As a guy with a dedicated, CRT-projector equipped home theater, though, I retain significant skepticism for 3D's use there. That said, people probably said that about sound and color....
In conclusion: Yeah.
I really don't understand how some companies make TVs look so ugly. Calm it down on the logo. Nobody wants a huge 'Cello', aka, 'I bought a cheap and nasty tv' logo stuck on the front.
I quote from the article:
The very first dialogue window cautions the user: ‘Please ensure the aerial cable is pluggeg into the tv.’ Pluggeg?

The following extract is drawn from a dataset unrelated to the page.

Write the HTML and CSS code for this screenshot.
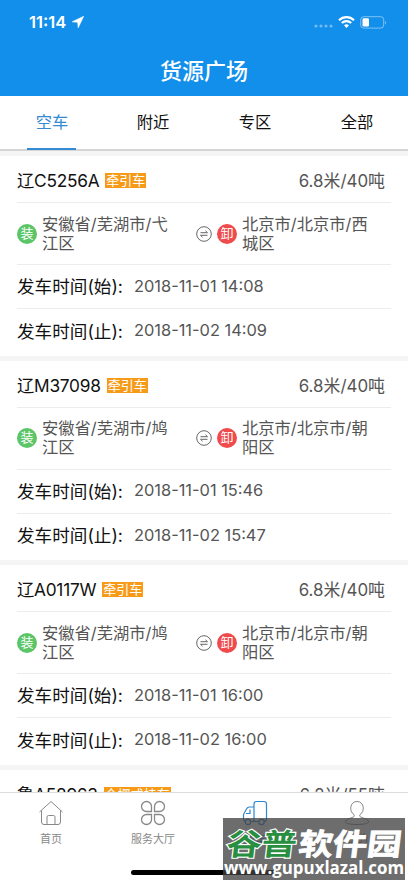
FILE: index.html
```html
<!DOCTYPE html>
<html lang="zh-CN">
<head>
<meta charset="utf-8">
<meta name="viewport" content="width=device-width">
<title>货源广场</title>
<link rel="stylesheet" href="styles.css">
</head>
<body>
<div class="app">
  <header class="header">
    <div class="status">
      <span class="time">11:14</span>
      <svg class="loc" width="12" height="12" viewBox="0 0 12 12"><path d="M11.700.3.2 5.800l5.500.5.500 5.500z" fill="#fff" stroke="#fff" stroke-width=".6"/></svg>
      <svg class="signal" width="20" height="6" viewBox="0 0 20 6" fill="#fff" opacity=".4"><circle cx="2" cy="3" r="1.6"/><circle cx="7" cy="3" r="1.6"/><circle cx="12" cy="3" r="1.6"/><circle cx="17" cy="3" r="1.6"/></svg>
      <svg class="wifi" width="17" height="12" viewBox="0 0 17 12" fill="none" stroke="#fff" stroke-width="2.2"><path d="M1 4.2a10.8 10.8 0 0 1 15 0M3.8 7a6.8 6.8 0 0 1 9.4 0"/><path d="M8.5 12 6 9.3a3.7 3.7 0 0 1 5 0z" fill="#fff" stroke="none"/></svg>
      <svg width="27" height="13" viewBox="0 0 27 13"><rect x=".7" y=".7" width="23" height="11.4" rx="3" fill="none" stroke="#fff" stroke-opacity=".45"/><rect x="2.5" y="2.3" width="6.5" height="8.2" rx="1.3" fill="#fff"/><path d="M25 4.5q1.8 2 0 4z" fill="#fff" opacity=".5"/></svg>
    </div>
    <h1 class="title">货源广场</h1>
  </header>
  <nav class="tabs">
    <div class="tab"><span class="tab-label active">空车</span></div>
    <div class="tab"><span class="tab-label">附近</span></div>
    <div class="tab"><span class="tab-label">专区</span></div>
    <div class="tab"><span class="tab-label">全部</span></div>
  </nav>
  <main class="list" id="list"></main>
  <footer class="bottom">
    <div class="nav-item"><svg width="26" height="26" viewBox="0 0 26 26"><path d="M1.500 12 13 1.500 24.500 12M3.500 10.500V22q0 2.500 2.500 2.500h14q2.500 0 2.500-2.500V10.500M9 24.500V17q0-1.500 1.500-1.500h5Q17 15.500 17 17v7.500"/></svg><span>首页</span></div>
    <div class="nav-item"><svg class="clover" width="26" height="26" viewBox="0 0 26 26"><path d="M11.500 11.500H6.500a5 5 0 1 1 5-5zM14.500 11.500V6.500a5 5 0 1 1 5 5zM11.500 14.500V19.500a5 5 0 1 1-5-5zM14.500 14.500H19.500a5 5 0 1 1-5 5z"/></svg><span>服务大厅</span></div>
    <div class="nav-item selected"><svg width="26" height="26" viewBox="0 0 26 26"><path d="M12 21V4Q12 1.500 14.500 1.500h7.500Q24.500 1.500 24.500 4v15q0 2-2.500 2.500M12 7H7.500Q5.500 7 4.500 9l-2.500 4.500Q1.500 14.500 1.500 15.500V19q0 2 2 2.500M9 21.500h7.500M8 9.500v4H4"/><circle cx="6" cy="22" r="2.700"/><circle cx="19.500" cy="22" r="2.700"/></svg><span>找车</span></div>
    <div class="nav-item"><svg width="26" height="26" viewBox="0 0 26 26"><path d="M10 14.500C5 12 5.500 1.500 13 1.500s8 10.500 3 13c-.8 2 0 2.300 2 3 4 1.300 6.500 2.500 6.500 4.500 0 1.500-5 2.500-11.500 2.500S1.500 23.500 1.500 22c0-2 2.500-3.200 6.500-4.500 2-.7 2.800-1 2-3z"/></svg><span>我的</span></div>
  </footer>
  <div class="home-bar"></div>
  <div class="watermark"><svg class="brand" width="182" height="41" viewBox="0 0 182 41"><g class="brand-text" transform="translate(5 0) skewX(-7)"><text class="green" x="2" y="37" textLength="70" lengthAdjust="spacingAndGlyphs">谷普</text><text x="74" y="37" textLength="103" lengthAdjust="spacingAndGlyphs">软件园</text></g></svg><svg class="url" width="182" height="21" viewBox="0 0 182 21"><text x="1" y="14.500" textLength="180" lengthAdjust="spacingAndGlyphs">www.gupuxlazal.com</text></svg></div>
</div>
<script src="app.js"></script>
</body>
</html>
```
FILE: app.js
```js
const trucks = [
  { plate: "辽C5256A", type: "牵引车", size: "6.8米/40吨", from: "安徽省/芜湖市/弋江区", to: "北京市/北京市/西城区", start: "2018-11-01 14:08", end: "2018-11-02 14:09" },
  { plate: "辽M37098", type: "牵引车", size: "6.8米/40吨", from: "安徽省/芜湖市/鸠江区", to: "北京市/北京市/朝阳区", start: "2018-11-01 15:46", end: "2018-11-02 15:47" },
  { plate: "辽A0117W", type: "牵引车", size: "6.8米/40吨", from: "安徽省/芜湖市/鸠江区", to: "北京市/北京市/朝阳区", start: "2018-11-01 16:00", end: "2018-11-02 16:00" },
  { plate: "鲁A58963", type: "仓栅式挂车", size: "6.2米/55吨" }
];
const swap = '<svg class="swap" width="16" height="16" viewBox="0 0 16 16"><circle cx="8" cy="8" r="7.3"/><path d="M4.500 6.700h7L9.500 4.800M11.500 9.300h-7l2 1.900"/></svg>';
document.getElementById("list").innerHTML = trucks.map(t => `
<section class="card">
  <div class="row head"><span class="plate">${t.plate}</span><span class="tag">${t.type}</span><span class="size">${t.size}</span></div>
  ${t.from ? `<div class="row route"><span class="dot load">装</span><span class="place from">${t.from}</span>${swap}<span class="dot unload">卸</span><span class="place to">${t.to}</span></div>
  <div class="row date"><span class="label">发车时间(始):</span><span class="value">${t.start}</span></div>
  <div class="row date last"><span class="label">发车时间(止):</span><span class="value">${t.end}</span></div>` : ""}
</section>`).join("");
```
FILE: styles.css
```css
* { box-sizing: border-box; }
body { margin: 0; font-family: Inter, "Noto Sans CJK SC", sans-serif; }
.app { position: relative; display: flex; flex-direction: column; width: 408px; height: 883px; overflow: hidden; background: #fff; }
.header { flex: none; height: 96px; background: #128feb; color: #fff; }
.status { display: flex; align-items: center; height: 44px; padding: 0 21px 0 29px; }
.time { width: 40px; font-size: 16.500px; font-weight: 600; white-space: nowrap; }
.loc { margin-left: 3px; }
.signal { margin: 8px 4px 0 auto; }
.wifi { margin-right: 5px; }
.title { margin: 0; height: 52px; font-size: 22px; font-weight: 500; line-height: 55px; text-align: center; }
.tabs { display: grid; grid-template-columns: repeat(4, 1fr); flex: none; height: 55px; border-bottom: 2px solid #d5d5d5; }
.tab { display: flex; justify-content: center; }
.tab-label { width: 49px; height: 54px; font-size: 16.300px; line-height: 53px; text-align: center; color: #111; }
.tab-label.active { padding-left: 2px; color: #348bd2; border-bottom: 2px solid #348bd2; }
.list { flex: 1; min-height: 0; overflow: hidden; }
.card { height: 204.700px; padding: 5px 17px 0; border-top: 5px solid #f5f5f5; }
.row { display: flex; align-items: center; border-bottom: 1px solid #ececec; }
.head { height: 42px; padding-bottom: 4px; }
.plate { font-size: 17.300px; letter-spacing: -.25px; color: #111; }
.tag { height: 15px; margin: 2px 0 0 6px; padding: 0 1px; font-size: 13px; line-height: 14px; color: #fff; background: #f79a18; }
.size { margin: 0 6px 0 auto; font-size: 16.900px; color: #555; }
.route { height: 62px; }
.dot { flex: none; width: 20px; height: 20px; border-radius: 50%; font-size: 13px; line-height: 19px; text-align: center; color: #fff; }
.load { background: #5bc568; }
.unload { margin-left: 5px; background: #ef4a4c; }
.place { font-size: 16.300px; line-height: 19px; color: #555; }
.from { width: 130px; margin-left: 5px; }
.to { width: 132px; margin-left: 5px; }
.swap { fill: none; stroke: #666; stroke-width: 1; }
.route .swap { margin-left: 24px; }
.date { height: 44px; padding-bottom: 2px; }
.last { border: 0; }
.label { width: 117px; font-size: 17.600px; color: #111; white-space: nowrap; }
.value { font-size: 16.400px; color: #555; white-space: nowrap; }
.bottom { display: grid; grid-template-columns: repeat(4, 1fr); flex: none; height: 91px; border-top: 1px solid #ddd; background: #fff; }
.nav-item { display: flex; flex-direction: column; align-items: center; padding-top: 7px; font-size: 11px; line-height: 14px; color: #888; gap: 6px; }
.nav-item svg { fill: none; stroke: #888; stroke-width: 1; }
.nav-item .clover { stroke-width: 1.300; }
.nav-item.selected { color: #2d88cf; }
.selected svg { stroke: #2d88cf; stroke-width: 1.200; }
.home-bar { position: absolute; left: 131px; bottom: 8px; width: 146px; height: 5px; border-radius: 3px; background: #000; }
.watermark { position: absolute; left: 223px; top: 818px; width: 182px; height: 62px; background: rgba(65,65,65,.77); }
.brand, .url { display: block; overflow: visible; }
.brand-text { font: 700 30px "Noto Sans CJK SC", sans-serif; fill: #fff; stroke: #fff; stroke-width: .8px; }
.brand-text .green { fill: #288e40; stroke: #fff; stroke-width: 2.200px; paint-order: stroke; }
.url text { font: 700 17px "Open Sans", sans-serif; fill: #fff; }
```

Any thoughts I had that this TV has been had been built by erudite British boffins quickly vanished.
What's this "has been had been" bit about then.....??
It's the price you pay for "British" manufacturing. We all should know by now that anything made in Britain is never as good as a Chinese made equivalent, and is always at least double the price of said Chinese equivalent also.
And they wonder British manufacturing is down. Good example right here. Anyone who buys this is an absolute fool (and has probably got money to burn).
If only we'd get the thick kids out of the school system at 7 or 8 years old, I'm sure we could rival china in manufacturing - they're nimble little fingers are ideal for putting together intricate circuitry.
We used the lead the world in child labour, what with the mills and the chimney sweeps.... another sad case of British decline.
obvious icon selected - check.
So how much of this set is actually "UK Made"? We know the panel isn't because that's from LG and you can bet the digital board and the inverter are bought-in items. And every pair of polarising 'specs I've ever seen came from China. So what does that leave? The case?
re: UK Maker?
"So what does that leave? The case?"
The shed. A vital component in any bit of kit.
Is it just me who heard this brand name for the first time? That TV looks real crappy. If I were you, I would just buy a TV from original inventor of technology, LG. There are high chance that you would lose all your money just to save up some money. I mean what if your TV breaks down in few month but it is never fixable? like a Vizio set. I wouldn't take the risk since LG TVs are quite affordable and their brand is reliable.